§ SET EXERCISE
Gather all lines with "React" from the records.

§ EXTRACTED MATERIAL
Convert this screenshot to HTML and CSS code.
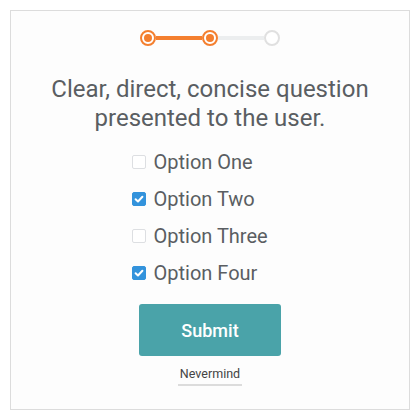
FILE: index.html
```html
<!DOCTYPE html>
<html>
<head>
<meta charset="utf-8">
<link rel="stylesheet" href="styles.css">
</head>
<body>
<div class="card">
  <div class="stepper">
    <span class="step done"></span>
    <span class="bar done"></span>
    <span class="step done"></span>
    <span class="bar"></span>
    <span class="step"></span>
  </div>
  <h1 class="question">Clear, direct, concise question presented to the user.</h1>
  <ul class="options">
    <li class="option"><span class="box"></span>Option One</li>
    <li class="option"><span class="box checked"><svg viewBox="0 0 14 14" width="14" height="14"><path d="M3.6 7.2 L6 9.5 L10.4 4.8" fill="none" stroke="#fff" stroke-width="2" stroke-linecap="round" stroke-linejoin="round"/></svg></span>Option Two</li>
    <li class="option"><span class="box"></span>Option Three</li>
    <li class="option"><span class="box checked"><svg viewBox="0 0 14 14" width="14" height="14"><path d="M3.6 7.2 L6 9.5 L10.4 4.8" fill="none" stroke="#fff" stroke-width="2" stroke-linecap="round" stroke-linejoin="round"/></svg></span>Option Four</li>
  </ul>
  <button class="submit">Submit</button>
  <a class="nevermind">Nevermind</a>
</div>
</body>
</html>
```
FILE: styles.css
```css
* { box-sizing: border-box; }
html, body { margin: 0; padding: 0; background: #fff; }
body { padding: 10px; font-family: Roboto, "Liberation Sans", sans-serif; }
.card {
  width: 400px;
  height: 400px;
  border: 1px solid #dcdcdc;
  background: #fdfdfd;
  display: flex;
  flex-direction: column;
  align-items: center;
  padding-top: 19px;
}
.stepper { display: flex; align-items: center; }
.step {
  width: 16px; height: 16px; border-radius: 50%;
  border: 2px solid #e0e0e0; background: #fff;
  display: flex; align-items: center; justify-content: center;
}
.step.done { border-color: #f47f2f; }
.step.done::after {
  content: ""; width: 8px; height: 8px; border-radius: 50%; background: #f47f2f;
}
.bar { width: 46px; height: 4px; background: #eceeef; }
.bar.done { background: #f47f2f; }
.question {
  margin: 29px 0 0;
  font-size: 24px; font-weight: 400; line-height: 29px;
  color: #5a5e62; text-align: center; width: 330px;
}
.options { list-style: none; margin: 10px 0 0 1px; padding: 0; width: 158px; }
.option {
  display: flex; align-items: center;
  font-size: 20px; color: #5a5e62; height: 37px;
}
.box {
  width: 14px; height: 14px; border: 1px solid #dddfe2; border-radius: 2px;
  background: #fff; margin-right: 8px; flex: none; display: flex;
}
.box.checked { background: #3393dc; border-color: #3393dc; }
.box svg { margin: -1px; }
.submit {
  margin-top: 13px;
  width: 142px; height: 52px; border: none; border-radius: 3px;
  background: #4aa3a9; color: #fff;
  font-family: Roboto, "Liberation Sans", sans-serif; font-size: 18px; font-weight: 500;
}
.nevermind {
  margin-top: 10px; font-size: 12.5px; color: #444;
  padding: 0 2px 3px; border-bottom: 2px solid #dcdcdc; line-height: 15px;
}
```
---
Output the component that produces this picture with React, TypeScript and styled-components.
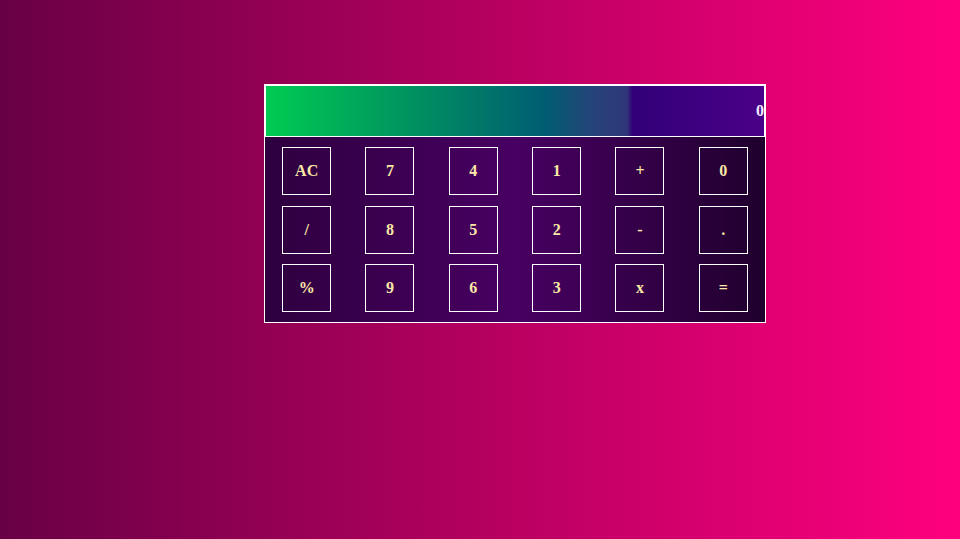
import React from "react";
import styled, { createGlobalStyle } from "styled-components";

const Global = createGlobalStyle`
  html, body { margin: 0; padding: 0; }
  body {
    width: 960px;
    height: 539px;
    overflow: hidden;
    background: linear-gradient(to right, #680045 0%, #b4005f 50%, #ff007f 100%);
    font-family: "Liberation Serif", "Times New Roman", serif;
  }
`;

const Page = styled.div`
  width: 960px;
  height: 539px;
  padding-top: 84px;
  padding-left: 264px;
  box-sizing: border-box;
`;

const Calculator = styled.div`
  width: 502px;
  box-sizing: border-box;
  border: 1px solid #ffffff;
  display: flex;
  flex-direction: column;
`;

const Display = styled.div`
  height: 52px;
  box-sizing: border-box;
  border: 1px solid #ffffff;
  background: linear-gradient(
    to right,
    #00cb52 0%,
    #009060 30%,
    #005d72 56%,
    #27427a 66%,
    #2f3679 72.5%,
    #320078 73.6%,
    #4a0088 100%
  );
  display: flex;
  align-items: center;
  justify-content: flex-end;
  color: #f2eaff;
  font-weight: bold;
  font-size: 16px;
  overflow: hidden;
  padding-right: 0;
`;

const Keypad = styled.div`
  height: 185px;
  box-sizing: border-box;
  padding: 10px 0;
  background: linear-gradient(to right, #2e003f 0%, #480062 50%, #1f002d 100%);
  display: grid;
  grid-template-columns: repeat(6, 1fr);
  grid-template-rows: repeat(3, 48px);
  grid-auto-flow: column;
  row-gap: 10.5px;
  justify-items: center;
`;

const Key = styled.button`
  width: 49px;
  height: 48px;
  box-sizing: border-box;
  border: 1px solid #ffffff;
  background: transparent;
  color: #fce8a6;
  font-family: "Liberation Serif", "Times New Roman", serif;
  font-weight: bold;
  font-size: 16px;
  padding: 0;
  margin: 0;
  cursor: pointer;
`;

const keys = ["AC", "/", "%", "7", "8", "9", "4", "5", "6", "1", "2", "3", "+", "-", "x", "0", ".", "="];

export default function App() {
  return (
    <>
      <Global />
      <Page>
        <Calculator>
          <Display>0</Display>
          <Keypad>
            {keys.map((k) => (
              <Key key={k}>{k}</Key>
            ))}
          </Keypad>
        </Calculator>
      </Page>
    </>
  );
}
--
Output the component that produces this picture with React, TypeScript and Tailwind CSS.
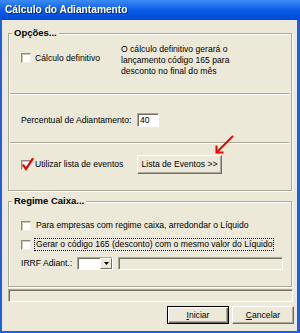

§ RESPONSE
Output the component that produces this picture with React, TypeScript and styled-components.
import React from "react";
Output the component that produces this picture with React, TypeScript and Tailwind CSS.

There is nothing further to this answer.